Tommy Edwards, the well-known Pittsboro bluegrass musician and founding member of The Bluegrass Experience, met Ferris when Ferris joined the faculty at UNC in 2002, introduced by their mutual friend, author John Shelton Reed.

Reed brought Ferris with him to Siler City one weekend to hear the Bluegrass Experience and Reed and Ferris ended up joining the band on stage to help sing a few songs, Edwards recalled. The two became friends and Edwards spoke — and played guitar, banjo and mandolin — for Ferris’ students a few times.

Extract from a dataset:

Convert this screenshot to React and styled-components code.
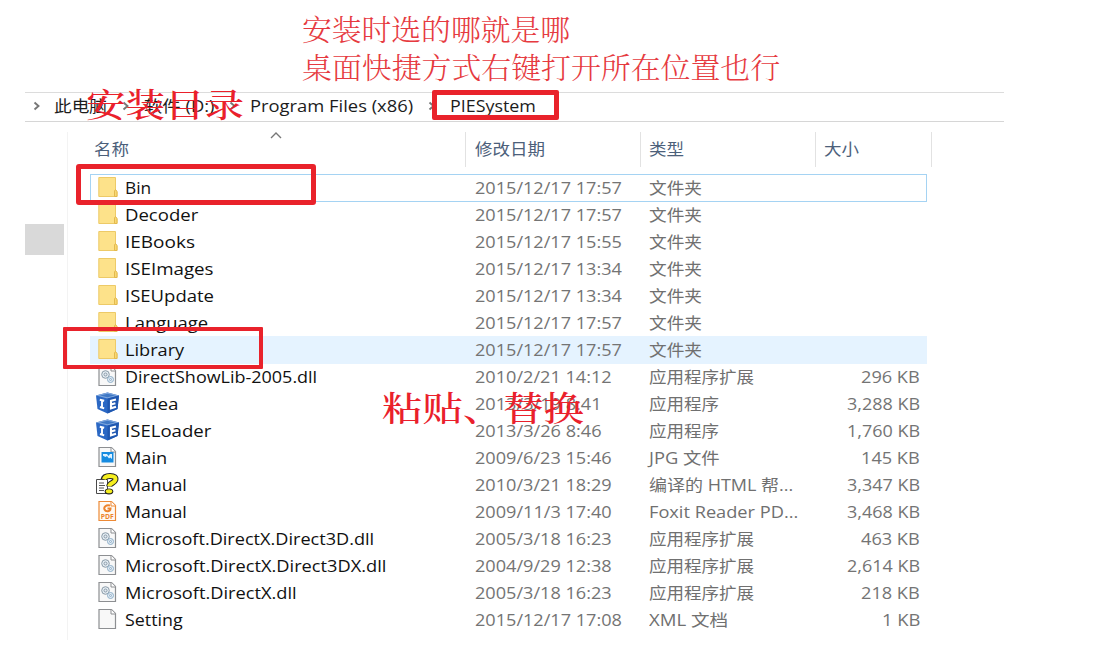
import React, { useLayoutEffect, useRef, useState } from 'react';
import styled, { createGlobalStyle } from 'styled-components';

const Global = createGlobalStyle`
  * { box-sizing: border-box; }
  body { margin: 0; background: #fff; overflow: hidden; }
`;

const Page = styled.main`
  position: relative;
  width: 1093px;
  height: 662px;
  padding: 92px 0 0 25px;
  overflow: hidden;
  background: #fff;
  font-family: 'Open Sans', 'Noto Sans CJK SC', sans-serif;
  font-size: 16px;
  color: #1c1c1c;
`;

const FitBox = styled.span`
  display: block;
  width: ${(p) => p.$width}px;
  height: ${(p) => p.$line}px;
  line-height: ${(p) => p.$line}px;
  white-space: nowrap;
  flex: none;
`;

const FitInner = styled.span`
  display: inline-block;
  transform-origin: 0 50%;
`;

/* Stretches a label horizontally so that it fills the given width. */
function Fit({ width, line = 27, children }) {
  const ref = useRef(null);
  const [scale, setScale] = useState(1);
  useLayoutEffect(() => {
    setScale(width / ref.current.offsetWidth);
  }, [width, children]);
  return (
    <FitBox $width={width} $line={line}>
      <FitInner ref={ref} style={{ transform: `scaleX(${scale})` }}>{children}</FitInner>
    </FitBox>
  );
}

const PathBar = styled.nav`
  display: flex;
  align-items: center;
  width: 979px;
  height: 30px;
  padding: 0 0 2px 8px;
  border-top: 1px solid #dcdcdc;
  border-bottom: 1px solid #d6d6d6;
`;

const Crumb = styled.span`
  margin-left: ${(p) => p.$gap}px;
`;

const Chevron = styled.svg`
  width: 8px;
  height: 10px;
  flex: none;
  margin-left: ${(p) => p.$gap || 0}px;
  fill: none;
  stroke: #777;
  stroke-width: 1.9;
`;

const Body = styled.div`
  display: flex;
  height: 520px;
`;

const Sidebar = styled.aside`
  width: 43px;
  height: 508px;
  margin-top: 10px;
  padding-top: 92px;
  border-right: 1px solid #f3f3f3;
`;

const SideBlock = styled.div`
  width: 39px;
  height: 31px;
  background: #d9d9d9;
`;

const List = styled.section`
  width: 865px;
  padding-left: 22px;
`;

const Header = styled.header`
  display: flex;
  height: 52px;
  padding-top: 10px;
  color: #4c607a;
`;

const HeadCell = styled.div`
  position: relative;
  width: ${(p) => p.$width}px;
  height: 35px;
  padding: 4px 0 0 ${(p) => p.$pad}px;
  border-right: 1px solid #e2e2e2;
`;

const SortMark = styled.svg`
  position: absolute;
  left: 180px;
  top: 0;
  width: 12px;
  height: 7px;
  fill: none;
  stroke: #777;
  stroke-width: 1.4;
`;

const Row = styled.div`
  display: flex;
  align-items: center;
  width: 837px;
  height: 28px;
  margin-bottom: -1px;
  padding-top: 1px;
  background: ${(p) => (p.$mode === 'hover' ? '#e5f3ff' : 'transparent')};
  box-shadow: ${(p) => (p.$mode === 'focus' ? 'inset 0 0 0 1px #a5d3f3' : 'none')};
`;

const IconCell = styled.div`
  display: flex;
  width: 35px;
  padding: 0 0 3px 5px;
`;

const NameCell = styled.div`
  width: 350px;
  color: #111;
`;

const DateCell = styled.div`
  width: 174px;
  color: #747474;
`;

const TypeCell = styled.div`
  width: 161px;
  color: #707070;
`;

const SizeCell = styled.div`
  display: flex;
  justify-content: flex-end;
  width: 110px;
  color: #747474;
`;

const Glyph = styled.svg`
  width: 26px;
  height: 24px;
  display: block;
`;

const Frame = styled.div`
  position: absolute;
  left: ${(p) => p.$x}px;
  top: ${(p) => p.$y}px;
  width: ${(p) => p.$w}px;
  height: ${(p) => p.$h}px;
  border: ${(p) => p.$b}px solid #e9222b;
  border-radius: ${(p) => p.$r}px;
`;

const Note = styled.div`
  position: absolute;
  left: ${(p) => p.$x}px;
  top: ${(p) => p.$y}px;
  color: ${(p) => p.$color || '#ea202b'};
  font-family: 'Noto Serif CJK SC', 'Noto Sans CJK SC', serif;
  font-size: ${(p) => p.$size}px;
  font-weight: ${(p) => p.$weight || 300};
`;

const Folder = () => (
  <Glyph viewBox="0 0 26 24">
    <path d="M3.8 2.5H20.5V15L22 17V21.5H3.8Z" fill="#fde28a" stroke="#edca67" />
    <path d="M19.5 21.5V16L20.5 14.5L22 16.5V21.5Z" fill="#f8d873" stroke="#e3b94d" />
  </Glyph>
);

const Sheet = ({ stroke = '#8d8f92', fill = '#f8f8f8', children }) => (
  <Glyph viewBox="0 0 26 24">
    <path d="M4 2.5H16.5L20.5 6.5V21.5H4Z" fill={fill} stroke={stroke} strokeWidth="1.2" />
    <path d="M16 2.5V7H20.5" fill="#fff" stroke={stroke} />
    {children}
  </Glyph>
);

const Dll = () => (
  <Sheet>
    <g fill="#e5edf3" stroke="#8b9ba8">
      <circle cx="10.5" cy="10.5" r="3.8" />
      <circle cx="10.5" cy="10.5" r="1.5" />
      <circle cx="15.5" cy="15.5" r="3" stroke="#8eafca" />
      <circle cx="15.5" cy="15.5" r="1" stroke="#8eafca" />
    </g>
  </Sheet>
);

const Cube = () => (
  <Glyph viewBox="0 0 26 24">
    <path d="M1 4.5L12.5 1.5L24 4.5L22.5 18L12.5 22.5L2.5 18Z" fill="#2b68c4" />
    <path d="M1 4.5L12.5 1.5L24 4.5L12.5 7.5Z" fill="#7ea6dc" />
    <path d="M5 4.5L12.5 2.7L20 4.5L12.5 6.2Z" fill="#3f78c5" />
    <path d="M12.5 7.5L24 4.5L22.5 18L12.5 22.5Z" fill="#1f57b0" />
    <path d="M4.8 8.8L9.2 9.7M7 9.5V16.8M5 16L9.2 17.4" fill="none" stroke="#fff" strokeWidth="1.9" />
    <path d="M21 8.6L16 9.8V17.3L21 15.8M16 13.4L20.4 12.3" fill="none" stroke="#fff" strokeWidth="2.1" />
  </Glyph>
);

const Picture = () => (
  <Sheet>
    <rect x="6.5" y="7" width="12" height="10.5" fill="#168be0" />
    <path d="M8 9H17V14L15.3 12.5L14 13.5L12 11L10.5 12L8 10.8Z" fill="#dff2ff" />
    <path d="M12 9H15L13.5 11Z" fill="#168be0" />
  </Sheet>
);

const Help = () => (
  <Glyph viewBox="0 0 26 24">
    <path d="M1.5 7.5H12.5V21.5H1.5Z" fill="#fff" stroke="#4a4a4a" />
    <path d="M4 11H9M4 13.5H10M4 16H9M4 18.5H9" stroke="#555" />
    <path d="M8.6 7.5C9 4.8 12 4 15 4C19.5 4 21 5.5 20.3 8C19.5 11 14.5 11 14.2 14.6" fill="none" stroke="#222" strokeWidth="6" />
    <ellipse cx="14" cy="19.4" rx="4.3" ry="3" fill="#222" />
    <path d="M9 7.3C9.6 4.8 12 4 15 4C19.5 4 21 5.5 20.3 8C19.5 11 14.5 11 14.2 14.2" fill="none" stroke="#f5ee1f" strokeWidth="4" />
    <ellipse cx="14" cy="19.3" rx="3.2" ry="2" fill="#f5ee1f" />
  </Glyph>
);

const PdfText = styled.text`
  font: 700 6.5px 'Open Sans', sans-serif;
  fill: #ed842d;
`;

const Pdf = () => (
  <Sheet stroke="#ed8a36" fill="#fffaf4">
    <path d="M15 6.5C11 5.5 8.5 8 9.5 10.5C11 13.5 15.5 12.5 15.5 9.5H12.5" fill="none" stroke="#ed842d" strokeWidth="2" />
    <PdfText x="5.8" y="20" textLength="13" lengthAdjust="spacingAndGlyphs">PDF</PdfText>
  </Sheet>
);

const icons = { folder: Folder, dll: Dll, cube: Cube, picture: Picture, help: Help, pdf: Pdf, sheet: Sheet };

const files = [
  ['folder', 'Bin', 26, '2015/12/17 17:57', 147, '文件夹', 53],
  ['folder', 'Decoder', 73, '2015/12/17 17:57', 147, '文件夹', 53],
  ['folder', 'IEBooks', 70, '2015/12/17 15:55', 147, '文件夹', 53],
  ['folder', 'ISEImages', 89, '2015/12/17 13:34', 147, '文件夹', 53],
  ['folder', 'ISEUpdate', 89, '2015/12/17 13:34', 147, '文件夹', 53],
  ['folder', 'Language', 83, '2015/12/17 17:57', 147, '文件夹', 53],
  ['folder', 'Library', 59, '2015/12/17 17:57', 147, '文件夹', 53],
  ['dll', 'DirectShowLib-2005.dll', 192, '2010/2/21 14:12', 137, '应用程序扩展', 105, '296 KB', 59],
  ['cube', 'IEIdea', 54, '2013/3/19 8:41', 127, '应用程序', 70, '3,288 KB', 73],
  ['cube', 'ISELoader', 86, '2013/3/26 8:46', 127, '应用程序', 70, '1,760 KB', 73],
  ['picture', 'Main', 42, '2009/6/23 15:46', 137, 'JPG 文件', 71, '145 KB', 59],
  ['help', 'Manual', 62, '2010/3/21 18:29', 137, '编译的 HTML 帮...', 144, '3,347 KB', 73],
  ['pdf', 'Manual', 62, '2009/11/3 17:40', 137, 'Foxit Reader PD...', 149, '3,468 KB', 73],
  ['dll', 'Microsoft.DirectX.Direct3D.dll', 249, '2005/3/18 16:23', 137, '应用程序扩展', 105, '463 KB', 59],
  ['dll', 'Microsoft.DirectX.Direct3DX.dll', 261, '2004/9/29 12:38', 137, '应用程序扩展', 105, '2,614 KB', 73],
  ['dll', 'Microsoft.DirectX.dll', 172, '2005/3/18 16:23', 137, '应用程序扩展', 105, '218 KB', 59],
  ['sheet', 'Setting', 58, '2015/12/17 17:08', 147, 'XML 文档', 79, '1 KB', 38],
];

const Arrow = ({ gap }) => (
  <Chevron $gap={gap} viewBox="0 0 8 10"><path d="M1.5 1.5L5.5 5L1.5 8.5" /></Chevron>
);

export default function App() {
  return (
    <Page>
      <Global />
      <PathBar>
        <Arrow />
        <Crumb $gap={13}><Fit width={53}>此电脑</Fit></Crumb>
        <Arrow gap={15} />
        <Crumb $gap={14}><Fit width={70}>软件 (D:)</Fit></Crumb>
        <Arrow gap={15} />
        <Crumb $gap={13}><Fit width={163}>Program Files (x86)</Fit></Crumb>
        <Arrow gap={15} />
        <Crumb $gap={14}><Fit width={86}>PIESystem</Fit></Crumb>
      </PathBar>
      <Body>
        <Sidebar><SideBlock /></Sidebar>
        <List>
          <Header>
            <HeadCell $width={376} $pad={4}>
              <Fit width={35}>名称</Fit>
              <SortMark viewBox="0 0 12 7"><path d="M1 6L6 1L11 6" /></SortMark>
            </HeadCell>
            <HeadCell $width={175} $pad={9}><Fit width={70}>修改日期</Fit></HeadCell>
            <HeadCell $width={175} $pad={8}><Fit width={35}>类型</Fit></HeadCell>
            <HeadCell $width={116} $pad={8}><Fit width={35}>大小</Fit></HeadCell>
          </Header>
          {files.map(([icon, name, nameW, date, dateW, type, typeW, size, sizeW], i) => {
            const Icon = icons[icon];
            return (
              <Row key={i} $mode={i === 0 ? 'focus' : i === 6 ? 'hover' : 'none'}>
                <IconCell><Icon /></IconCell>
                <NameCell><Fit width={nameW}>{name}</Fit></NameCell>
                <DateCell><Fit width={dateW}>{date}</Fit></DateCell>
                <TypeCell><Fit width={typeW}>{type}</Fit></TypeCell>
                {size && <SizeCell><Fit width={sizeW}>{size}</Fit></SizeCell>}
              </Row>
            );
          })}
        </List>
      </Body>
      <Note $x={302} $y={10} $size={29} $color="#e63a40">
        <Fit width={268} line={38}>安装时选的哪就是哪</Fit>
        <Fit width={478} line={38}>桌面快捷方式右键打开所在位置也行</Fit>
      </Note>
      <Note $x={86} $y={83} $size={33} $weight={500}><Fit width={158} line={40}>安装目录</Fit></Note>
      <Note $x={382} $y={387} $size={34} $weight={500}><Fit width={202} line={40}>粘贴、替换</Fit></Note>
      <Frame $x={432} $y={90} $w={127} $h={30} $b={5} $r={2} />
      <Frame $x={76} $y={164} $w={240} $h={41} $b={5} $r={3} />
      <Frame $x={63} $y={327} $w={200} $h={42} $b={4} $r={1} />
    </Page>
  );
}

“He’s just a great guy,” Edwards said of his friend. “What a cheerleader for folk music and traditional music and traditional arts like pottery. He’s such a warm and gregarious and knowledgeable person. One of the things he did that’s so important was going back to Mississippi and the Delta and finding those old blues musicians and interviewing them, taking their pictures and recording their music and preserving what they’ve done, because a lot of them weren’t recording stars or people who had a lot of their music available to the public. I think it’s helped bridge some of the racial divide by him going to the musicians — most of whom were black — and getting their music and their stories out so people could see what they had been through and what they had to do to be able to make music.”

“Voices of Mississippi” is important, too, Ferris said, in that it “connects the dots” of his expansive career, presenting “the whole American South through the lens of these voices, some of whom are highly educated literary figures, painters, others who are coming exclusively out of the oral tradition of the work camps, penitentiaries, the mule traders calling horses and mules. It’s a taste of everything. I just keep digging in the same garden year after year, and it’s a very rich garden.”